名優たちの悪ノリ気味の怪演にドラマの悲劇性が増す
昨年、創業100年を迎えた「GUCCI」は、70年代には創業者グッチオの次男アルド(アル・パチーノ)が実質上のトップに君臨していた。アルドの弟でマウリツィオの父ロドルフォ(ジェレミー・アイアンズ)は教養ない庶民のパトリツィアを軽蔑し、財産目当てと決めつけて敵視するが、身分違いの恋に盛り上がった2人は反対を押し切って結婚。活気あふれるパトリツィアが伯父となったアルドに気に入られたことから、家業を継ぐべく夫妻でグッチ家に戻る。
子宝にも恵まれて順風満帆に見えた夫妻だが、パトリツィアがブランドの興隆に勤しむようになるにつれ、次第にマウリツィオの気持ちが離れていく。埋めがたい価値観の差が露になり、勤勉な野心家だったヒロインの心には闇が広がり、そこにアルドと息子パオロ(ジャレッド・レト)の愛憎劇、一族内での権力争いが絡む。
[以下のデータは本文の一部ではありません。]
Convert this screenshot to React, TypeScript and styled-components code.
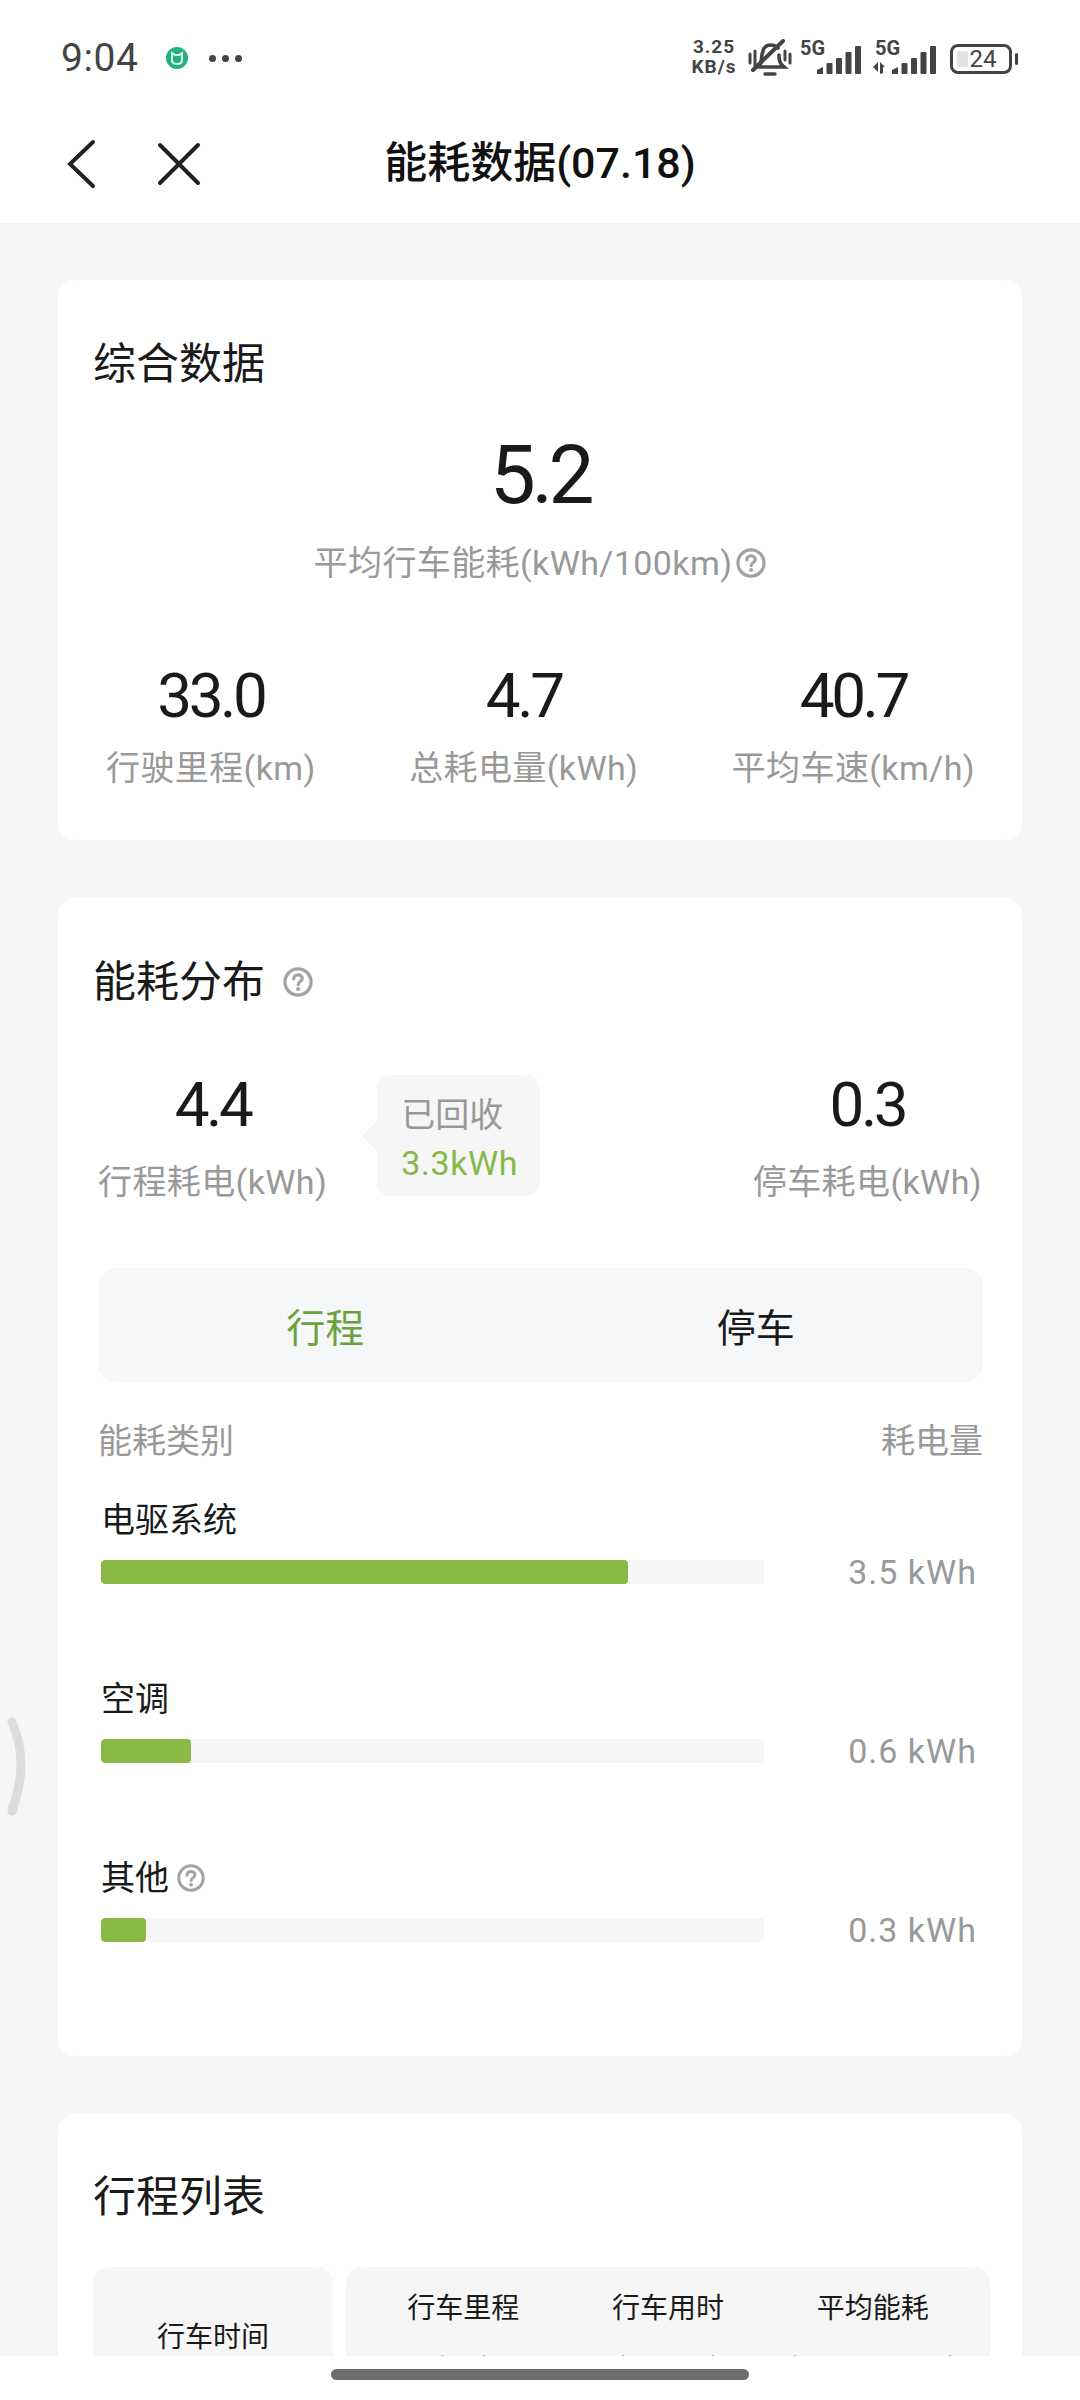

騙し騙される裏切りのドラマには恐ろしさと滑稽さが入り混じる。特に、日本での事業拡大を目論んで怪しげな日本語スピーチを披露するアルドを演じるパチーノと、奇抜を狙うも絶望的にファッション・センスのないパオロを演じるレトは、悪ノリ気味の怪演だ。彼らが繰り広げる父と息子の物語は大仰なパロディ演技ゆえに、笑いを誘うと同時に悲劇性が増す。
悪趣味なサルマ・ハエックの配役、トム・フォードの映画評に同意
『ゲティ家の身代金』(17年)に続いて、実在の富裕一族が遭遇する衝撃の事件を描いたスコット監督だが、各キャラクターを豊かにふくらませながら、実は誰の味方でもないというスタンスは本作でも変わらない。
一族で足を引っ張り合ううちにグッチ一族は自滅し、苗字を冠したブランドはマウリツィオが存命中に他人の所有となった。現在「GUCCI」はバレンシアガやサンローランを有する「ケリング」の傘下にある。代表者のフランソワ・アンリ・ピノー夫人のサルマ・ハエックが、マウリツィオ殺害にも手を貸したパトリツィアのお気に入り占い師役というキャスティングには、人が悪い……と思いながらニヤっとしてしまった。
1994年から「GUCCI」のクリエイティブ・ディレクターを務め、映画にもそのキャラクターがチラリと登場するデザイナーで映画監督でもあるトム・フォードは同作を見て、「しばしば声を上げて笑ったが、それで良かったのか?」と映画評で綴った。渦中にいた彼は「笑えることなど何もなかった」と過去を振り返っている。当事者たちは真剣な悲劇を生き、外から見る者はそれをコメディとして笑う。2時間半余、狂騒に乗せられて大いに楽しんだが、最後はフォードの言葉通りの感情が浮かび、人間の無意識の残酷さを思い知らされた。(文:冨永由紀/映画ライター)
『ハウス・オブ・グッチ』は、2022年1月14日より全国公開。